## TASK BRIEF
Retype the whole listing, please, keeping every line exact and dropping the pictures.

## DATA EXTRACT
※ ※ ※

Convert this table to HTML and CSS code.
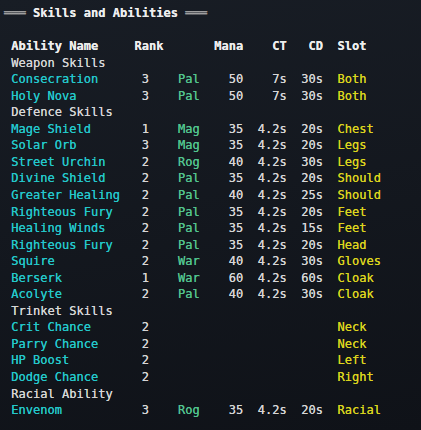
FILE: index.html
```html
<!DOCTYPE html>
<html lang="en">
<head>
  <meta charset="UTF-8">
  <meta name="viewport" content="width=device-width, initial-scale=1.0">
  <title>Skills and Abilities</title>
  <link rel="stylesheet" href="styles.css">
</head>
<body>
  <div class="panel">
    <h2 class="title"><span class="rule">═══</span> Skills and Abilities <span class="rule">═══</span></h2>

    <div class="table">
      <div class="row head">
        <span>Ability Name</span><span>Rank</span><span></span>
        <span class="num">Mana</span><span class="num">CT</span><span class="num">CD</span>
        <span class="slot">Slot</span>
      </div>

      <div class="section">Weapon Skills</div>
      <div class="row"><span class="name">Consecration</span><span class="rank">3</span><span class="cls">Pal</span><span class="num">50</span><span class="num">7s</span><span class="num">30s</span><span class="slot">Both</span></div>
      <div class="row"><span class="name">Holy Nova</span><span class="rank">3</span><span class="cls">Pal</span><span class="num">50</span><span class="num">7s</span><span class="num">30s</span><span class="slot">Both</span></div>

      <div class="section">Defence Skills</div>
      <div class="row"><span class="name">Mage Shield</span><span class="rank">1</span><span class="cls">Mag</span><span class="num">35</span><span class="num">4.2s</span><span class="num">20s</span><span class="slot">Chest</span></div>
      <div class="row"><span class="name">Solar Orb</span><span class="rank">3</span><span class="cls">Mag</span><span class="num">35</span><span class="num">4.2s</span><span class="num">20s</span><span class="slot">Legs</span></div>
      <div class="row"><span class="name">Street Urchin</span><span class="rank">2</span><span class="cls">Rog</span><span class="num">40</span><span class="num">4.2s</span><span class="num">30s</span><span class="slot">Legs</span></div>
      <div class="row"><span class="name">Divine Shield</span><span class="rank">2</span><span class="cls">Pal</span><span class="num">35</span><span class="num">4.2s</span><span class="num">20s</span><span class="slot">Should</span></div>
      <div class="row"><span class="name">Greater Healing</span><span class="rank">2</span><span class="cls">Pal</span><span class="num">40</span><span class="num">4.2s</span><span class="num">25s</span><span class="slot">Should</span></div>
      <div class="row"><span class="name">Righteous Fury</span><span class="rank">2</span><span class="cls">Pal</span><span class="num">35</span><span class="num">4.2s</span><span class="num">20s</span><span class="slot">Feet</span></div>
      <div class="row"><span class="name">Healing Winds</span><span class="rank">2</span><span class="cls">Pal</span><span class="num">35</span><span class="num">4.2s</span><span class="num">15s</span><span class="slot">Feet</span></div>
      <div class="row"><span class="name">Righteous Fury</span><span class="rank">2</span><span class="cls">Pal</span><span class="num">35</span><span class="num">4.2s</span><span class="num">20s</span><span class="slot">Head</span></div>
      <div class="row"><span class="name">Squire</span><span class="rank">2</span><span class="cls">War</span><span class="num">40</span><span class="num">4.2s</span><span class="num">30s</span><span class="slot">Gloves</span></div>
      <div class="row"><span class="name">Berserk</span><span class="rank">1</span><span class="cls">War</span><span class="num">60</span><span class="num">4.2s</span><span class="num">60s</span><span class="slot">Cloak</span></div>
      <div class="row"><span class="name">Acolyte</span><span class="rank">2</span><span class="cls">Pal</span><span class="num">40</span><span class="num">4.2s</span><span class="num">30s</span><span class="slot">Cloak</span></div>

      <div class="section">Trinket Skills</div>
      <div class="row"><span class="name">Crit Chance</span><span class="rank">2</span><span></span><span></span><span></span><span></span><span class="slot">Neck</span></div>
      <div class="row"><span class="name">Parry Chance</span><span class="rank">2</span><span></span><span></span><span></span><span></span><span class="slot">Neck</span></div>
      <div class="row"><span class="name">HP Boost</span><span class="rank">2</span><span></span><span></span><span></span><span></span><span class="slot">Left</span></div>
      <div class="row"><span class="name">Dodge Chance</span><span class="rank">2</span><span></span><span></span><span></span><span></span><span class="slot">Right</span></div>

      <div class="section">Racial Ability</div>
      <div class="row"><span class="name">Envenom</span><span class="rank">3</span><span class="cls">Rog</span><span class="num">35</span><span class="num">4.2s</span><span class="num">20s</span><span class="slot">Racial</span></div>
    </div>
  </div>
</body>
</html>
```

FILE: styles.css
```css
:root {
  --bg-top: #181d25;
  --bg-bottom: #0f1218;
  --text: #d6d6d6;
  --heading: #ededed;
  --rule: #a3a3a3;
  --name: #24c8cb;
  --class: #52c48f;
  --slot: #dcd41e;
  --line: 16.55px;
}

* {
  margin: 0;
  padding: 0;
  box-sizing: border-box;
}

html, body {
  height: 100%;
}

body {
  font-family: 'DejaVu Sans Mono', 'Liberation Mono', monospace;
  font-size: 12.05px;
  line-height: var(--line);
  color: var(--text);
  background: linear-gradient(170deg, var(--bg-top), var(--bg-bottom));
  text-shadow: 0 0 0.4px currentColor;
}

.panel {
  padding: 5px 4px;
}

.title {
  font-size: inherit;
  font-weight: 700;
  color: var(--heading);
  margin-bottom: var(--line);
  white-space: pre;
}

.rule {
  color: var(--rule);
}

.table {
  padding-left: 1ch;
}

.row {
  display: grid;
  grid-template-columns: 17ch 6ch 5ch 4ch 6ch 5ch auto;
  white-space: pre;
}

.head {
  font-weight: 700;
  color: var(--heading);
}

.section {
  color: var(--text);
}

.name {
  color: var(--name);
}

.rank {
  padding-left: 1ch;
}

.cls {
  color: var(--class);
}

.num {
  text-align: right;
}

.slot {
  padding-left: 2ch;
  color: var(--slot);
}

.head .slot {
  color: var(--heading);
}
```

※ ※ ※

## ANSWER
Convert this table to HTML and CSS code.
FILE: index.html
```html
<!DOCTYPE html>
<html lang="en">
<head>
  <meta charset="UTF-8">
  <meta name="viewport" content="width=device-width, initial-scale=1.0">
  <title>Skills and Abilities</title>
  <link rel="stylesheet" href="styles.css">
</head>
<body>
  <div class="panel">
    <h2 class="title"><span class="rule">═══</span> Skills and Abilities <span class="rule">═══</span></h2>

    <div class="table">
      <div class="row head">
        <span>Ability Name</span><span>Rank</span><span></span>
        <span class="num">Mana</span><span class="num">CT</span><span class="num">CD</span>
        <span class="slot">Slot</span>
      </div>

      <div class="section">Weapon Skills</div>
      <div class="row"><span class="name">Consecration</span><span class="rank">3</span><span class="cls">Pal</span><span class="num">50</span><span class="num">7s</span><span class="num">30s</span><span class="slot">Both</span></div>
      <div class="row"><span class="name">Holy Nova</span><span class="rank">3</span><span class="cls">Pal</span><span class="num">50</span><span class="num">7s</span><span class="num">30s</span><span class="slot">Both</span></div>

      <div class="section">Defence Skills</div>
      <div class="row"><span class="name">Mage Shield</span><span class="rank">1</span><span class="cls">Mag</span><span class="num">35</span><span class="num">4.2s</span><span class="num">20s</span><span class="slot">Chest</span></div>
      <div class="row"><span class="name">Solar Orb</span><span class="rank">3</span><span class="cls">Mag</span><span class="num">35</span><span class="num">4.2s</span><span class="num">20s</span><span class="slot">Legs</span></div>
      <div class="row"><span class="name">Street Urchin</span><span class="rank">2</span><span class="cls">Rog</span><span class="num">40</span><span class="num">4.2s</span><span class="num">30s</span><span class="slot">Legs</span></div>
      <div class="row"><span class="name">Divine Shield</span><span class="rank">2</span><span class="cls">Pal</span><span class="num">35</span><span class="num">4.2s</span><span class="num">20s</span><span class="slot">Should</span></div>
      <div class="row"><span class="name">Greater Healing</span><span class="rank">2</span><span class="cls">Pal</span><span class="num">40</span><span class="num">4.2s</span><span class="num">25s</span><span class="slot">Should</span></div>
      <div class="row"><span class="name">Righteous Fury</span><span class="rank">2</span><span class="cls">Pal</span><span class="num">35</span><span class="num">4.2s</span><span class="num">20s</span><span class="slot">Feet</span></div>
      <div class="row"><span class="name">Healing Winds</span><span class="rank">2</span><span class="cls">Pal</span><span class="num">35</span><span class="num">4.2s</span><span class="num">15s</span><span class="slot">Feet</span></div>
      <div class="row"><span class="name">Righteous Fury</span><span class="rank">2</span><span class="cls">Pal</span><span class="num">35</span><span class="num">4.2s</span><span class="num">20s</span><span class="slot">Head</span></div>
      <div class="row"><span class="name">Squire</span><span class="rank">2</span><span class="cls">War</span><span class="num">40</span><span class="num">4.2s</span><span class="num">30s</span><span class="slot">Gloves</span></div>
      <div class="row"><span class="name">Berserk</span><span class="rank">1</span><span class="cls">War</span><span class="num">60</span><span class="num">4.2s</span><span class="num">60s</span><span class="slot">Cloak</span></div>
      <div class="row"><span class="name">Acolyte</span><span class="rank">2</span><span class="cls">Pal</span><span class="num">40</span><span class="num">4.2s</span><span class="num">30s</span><span class="slot">Cloak</span></div>

      <div class="section">Trinket Skills</div>
      <div class="row"><span class="name">Crit Chance</span><span class="rank">2</span><span></span><span></span><span></span><span></span><span class="slot">Neck</span></div>
      <div class="row"><span class="name">Parry Chance</span><span class="rank">2</span><span></span><span></span><span></span><span></span><span class="slot">Neck</span></div>
      <div class="row"><span class="name">HP Boost</span><span class="rank">2</span><span></span><span></span><span></span><span></span><span class="slot">Left</span></div>
      <div class="row"><span class="name">Dodge Chance</span><span class="rank">2</span><span></span><span></span><span></span><span></span><span class="slot">Right</span></div>

      <div class="section">Racial Ability</div>
      <div class="row"><span class="name">Envenom</span><span class="rank">3</span><span class="cls">Rog</span><span class="num">35</span><span class="num">4.2s</span><span class="num">20s</span><span class="slot">Racial</span></div>
    </div>
  </div>
</body>
</html>
```

FILE: styles.css
```css
:root {
  --bg-top: #181d25;
  --bg-bottom: #0f1218;
  --text: #d6d6d6;
  --heading: #ededed;
  --rule: #a3a3a3;
  --name: #24c8cb;
  --class: #52c48f;
  --slot: #dcd41e;
  --line: 16.55px;
}

* {
  margin: 0;
  padding: 0;
  box-sizing: border-box;
}

html, body {
  height: 100%;
}

body {
  font-family: 'DejaVu Sans Mono', 'Liberation Mono', monospace;
  font-size: 12.05px;
  line-height: var(--line);
  color: var(--text);
  background: linear-gradient(170deg, var(--bg-top), var(--bg-bottom));
  text-shadow: 0 0 0.4px currentColor;
}

.panel {
  padding: 5px 4px;
}

.title {
  font-size: inherit;
  font-weight: 700;
  color: var(--heading);
  margin-bottom: var(--line);
  white-space: pre;
}

.rule {
  color: var(--rule);
}

.table {
  padding-left: 1ch;
}

.row {
  display: grid;
  grid-template-columns: 17ch 6ch 5ch 4ch 6ch 5ch auto;
  white-space: pre;
}

.head {
  font-weight: 700;
  color: var(--heading);
}

.section {
  color: var(--text);
}

.name {
  color: var(--name);
}

.rank {
  padding-left: 1ch;
}

.cls {
  color: var(--class);
}

.num {
  text-align: right;
}

.slot {
  padding-left: 2ch;
  color: var(--slot);
}

.head .slot {
  color: var(--heading);
}
```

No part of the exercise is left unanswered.